*Aim of the task:* Copy out every line in which the string "this" occurs.

[Data entries]
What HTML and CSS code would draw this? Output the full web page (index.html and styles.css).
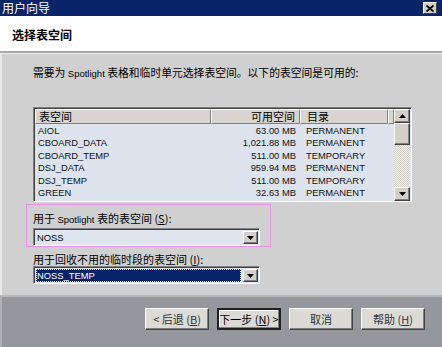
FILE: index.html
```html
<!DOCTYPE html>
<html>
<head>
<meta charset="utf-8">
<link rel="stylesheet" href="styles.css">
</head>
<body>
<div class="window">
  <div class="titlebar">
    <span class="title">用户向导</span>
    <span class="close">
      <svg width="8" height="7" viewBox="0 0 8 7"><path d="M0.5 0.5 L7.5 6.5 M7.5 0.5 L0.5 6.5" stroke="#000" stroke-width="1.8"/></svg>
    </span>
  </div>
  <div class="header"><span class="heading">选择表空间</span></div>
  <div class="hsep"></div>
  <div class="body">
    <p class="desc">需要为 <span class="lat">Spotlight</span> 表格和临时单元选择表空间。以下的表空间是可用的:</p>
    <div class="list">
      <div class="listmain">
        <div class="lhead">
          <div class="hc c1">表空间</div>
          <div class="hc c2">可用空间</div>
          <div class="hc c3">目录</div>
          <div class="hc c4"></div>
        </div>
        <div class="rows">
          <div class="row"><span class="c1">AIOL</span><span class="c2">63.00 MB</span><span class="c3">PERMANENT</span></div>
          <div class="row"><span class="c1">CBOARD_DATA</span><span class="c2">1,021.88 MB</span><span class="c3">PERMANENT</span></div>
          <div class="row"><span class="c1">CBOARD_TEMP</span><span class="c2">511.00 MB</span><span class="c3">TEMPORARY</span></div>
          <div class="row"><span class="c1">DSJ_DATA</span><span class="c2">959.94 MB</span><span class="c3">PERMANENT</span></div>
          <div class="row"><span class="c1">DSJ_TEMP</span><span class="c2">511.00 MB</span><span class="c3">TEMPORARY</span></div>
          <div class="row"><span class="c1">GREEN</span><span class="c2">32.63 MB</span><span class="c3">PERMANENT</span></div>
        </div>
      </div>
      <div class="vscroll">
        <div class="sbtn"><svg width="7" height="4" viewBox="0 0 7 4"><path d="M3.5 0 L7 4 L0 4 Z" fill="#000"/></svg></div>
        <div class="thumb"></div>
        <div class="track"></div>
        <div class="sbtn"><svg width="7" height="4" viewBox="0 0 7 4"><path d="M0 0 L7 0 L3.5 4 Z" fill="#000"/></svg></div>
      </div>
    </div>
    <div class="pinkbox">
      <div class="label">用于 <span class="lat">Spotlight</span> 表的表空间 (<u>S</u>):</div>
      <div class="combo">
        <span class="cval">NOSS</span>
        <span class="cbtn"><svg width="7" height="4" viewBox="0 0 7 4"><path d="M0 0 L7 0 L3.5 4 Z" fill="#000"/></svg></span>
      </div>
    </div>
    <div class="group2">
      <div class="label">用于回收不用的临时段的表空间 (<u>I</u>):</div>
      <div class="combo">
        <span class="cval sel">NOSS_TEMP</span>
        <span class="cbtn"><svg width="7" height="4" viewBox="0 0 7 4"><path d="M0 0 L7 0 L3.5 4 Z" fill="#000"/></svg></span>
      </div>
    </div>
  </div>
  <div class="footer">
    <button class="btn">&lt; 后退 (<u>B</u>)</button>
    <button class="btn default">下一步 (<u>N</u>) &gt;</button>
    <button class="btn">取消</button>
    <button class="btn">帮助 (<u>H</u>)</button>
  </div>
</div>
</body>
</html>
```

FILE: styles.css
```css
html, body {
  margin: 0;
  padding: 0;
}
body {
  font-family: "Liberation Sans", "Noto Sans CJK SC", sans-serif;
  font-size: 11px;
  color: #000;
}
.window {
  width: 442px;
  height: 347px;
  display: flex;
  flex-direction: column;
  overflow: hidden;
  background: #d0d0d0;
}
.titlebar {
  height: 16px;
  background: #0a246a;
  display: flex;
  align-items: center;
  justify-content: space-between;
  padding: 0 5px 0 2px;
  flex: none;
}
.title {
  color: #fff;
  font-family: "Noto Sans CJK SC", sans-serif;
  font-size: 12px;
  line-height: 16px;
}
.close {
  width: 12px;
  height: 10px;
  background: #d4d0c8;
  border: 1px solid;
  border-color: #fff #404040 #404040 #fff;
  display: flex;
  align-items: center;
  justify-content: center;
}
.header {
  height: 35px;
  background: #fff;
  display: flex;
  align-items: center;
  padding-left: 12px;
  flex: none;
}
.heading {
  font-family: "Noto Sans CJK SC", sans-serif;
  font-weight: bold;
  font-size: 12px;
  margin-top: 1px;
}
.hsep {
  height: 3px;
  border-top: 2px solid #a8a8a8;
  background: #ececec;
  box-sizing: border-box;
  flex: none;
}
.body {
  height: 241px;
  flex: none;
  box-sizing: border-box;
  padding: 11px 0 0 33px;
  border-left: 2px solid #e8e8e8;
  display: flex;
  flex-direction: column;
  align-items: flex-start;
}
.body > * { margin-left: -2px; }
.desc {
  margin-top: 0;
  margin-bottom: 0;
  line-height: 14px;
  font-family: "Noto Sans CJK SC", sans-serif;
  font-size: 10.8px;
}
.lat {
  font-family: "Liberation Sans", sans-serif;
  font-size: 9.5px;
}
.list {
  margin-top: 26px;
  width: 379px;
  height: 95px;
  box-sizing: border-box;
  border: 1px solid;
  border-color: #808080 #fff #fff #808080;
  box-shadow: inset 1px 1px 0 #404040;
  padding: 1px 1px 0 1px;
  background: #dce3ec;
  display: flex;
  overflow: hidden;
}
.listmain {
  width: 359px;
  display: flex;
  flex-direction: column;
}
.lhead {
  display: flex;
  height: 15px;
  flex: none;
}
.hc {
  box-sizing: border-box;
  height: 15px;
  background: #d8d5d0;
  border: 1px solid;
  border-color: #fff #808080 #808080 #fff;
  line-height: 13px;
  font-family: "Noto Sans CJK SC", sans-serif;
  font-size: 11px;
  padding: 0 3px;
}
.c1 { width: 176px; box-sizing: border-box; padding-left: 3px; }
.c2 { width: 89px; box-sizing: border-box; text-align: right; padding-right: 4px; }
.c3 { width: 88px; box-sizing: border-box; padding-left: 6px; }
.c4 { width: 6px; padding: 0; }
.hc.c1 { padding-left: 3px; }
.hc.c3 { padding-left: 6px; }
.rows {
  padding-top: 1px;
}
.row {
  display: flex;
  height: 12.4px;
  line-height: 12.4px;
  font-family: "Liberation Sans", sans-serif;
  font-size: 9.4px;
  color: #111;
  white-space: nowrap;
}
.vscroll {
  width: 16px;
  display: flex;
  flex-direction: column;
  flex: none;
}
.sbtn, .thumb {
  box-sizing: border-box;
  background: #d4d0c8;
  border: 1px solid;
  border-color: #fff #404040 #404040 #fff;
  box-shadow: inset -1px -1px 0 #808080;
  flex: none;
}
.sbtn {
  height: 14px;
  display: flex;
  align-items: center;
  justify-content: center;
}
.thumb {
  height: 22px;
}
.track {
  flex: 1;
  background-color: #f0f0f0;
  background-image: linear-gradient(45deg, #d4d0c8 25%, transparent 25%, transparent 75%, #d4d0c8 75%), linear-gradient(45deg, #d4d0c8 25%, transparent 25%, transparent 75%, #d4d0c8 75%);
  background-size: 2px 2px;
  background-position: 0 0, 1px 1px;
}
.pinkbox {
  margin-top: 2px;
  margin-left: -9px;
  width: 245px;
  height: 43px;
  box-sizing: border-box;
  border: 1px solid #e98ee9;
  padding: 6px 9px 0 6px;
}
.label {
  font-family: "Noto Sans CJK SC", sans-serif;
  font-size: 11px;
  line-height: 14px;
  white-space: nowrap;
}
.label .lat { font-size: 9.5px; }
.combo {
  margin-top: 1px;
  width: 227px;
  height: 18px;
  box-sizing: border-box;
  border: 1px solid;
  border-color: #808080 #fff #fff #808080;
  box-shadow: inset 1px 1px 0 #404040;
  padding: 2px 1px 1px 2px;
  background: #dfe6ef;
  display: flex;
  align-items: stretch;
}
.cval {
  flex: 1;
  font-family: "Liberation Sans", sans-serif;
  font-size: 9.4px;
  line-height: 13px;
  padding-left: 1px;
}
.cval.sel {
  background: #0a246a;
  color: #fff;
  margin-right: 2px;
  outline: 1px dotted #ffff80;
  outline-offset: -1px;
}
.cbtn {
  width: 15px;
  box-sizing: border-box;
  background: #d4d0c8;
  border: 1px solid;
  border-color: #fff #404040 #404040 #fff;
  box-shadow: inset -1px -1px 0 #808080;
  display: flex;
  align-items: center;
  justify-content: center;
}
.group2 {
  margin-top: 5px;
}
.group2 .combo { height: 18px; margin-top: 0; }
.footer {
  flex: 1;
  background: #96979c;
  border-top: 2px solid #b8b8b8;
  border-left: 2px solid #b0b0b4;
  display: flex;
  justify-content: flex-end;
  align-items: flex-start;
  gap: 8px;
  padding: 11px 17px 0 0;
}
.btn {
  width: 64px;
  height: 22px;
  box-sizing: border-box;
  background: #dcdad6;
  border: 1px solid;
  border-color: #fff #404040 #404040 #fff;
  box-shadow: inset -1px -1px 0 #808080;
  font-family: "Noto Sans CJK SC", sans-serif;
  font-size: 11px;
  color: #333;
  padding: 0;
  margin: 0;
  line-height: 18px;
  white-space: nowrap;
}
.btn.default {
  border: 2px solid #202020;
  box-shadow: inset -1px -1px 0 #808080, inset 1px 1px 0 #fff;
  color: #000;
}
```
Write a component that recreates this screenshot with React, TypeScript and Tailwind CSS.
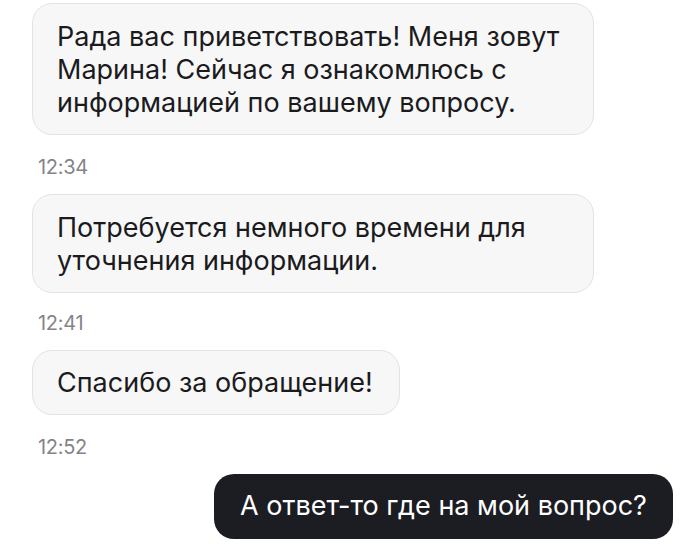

*Output of the exercise:*
What HTML and CSS code would draw this? Output the full web page (index.html and styles.css).
Write a component that recreates this screenshot with React, TypeScript and Tailwind CSS.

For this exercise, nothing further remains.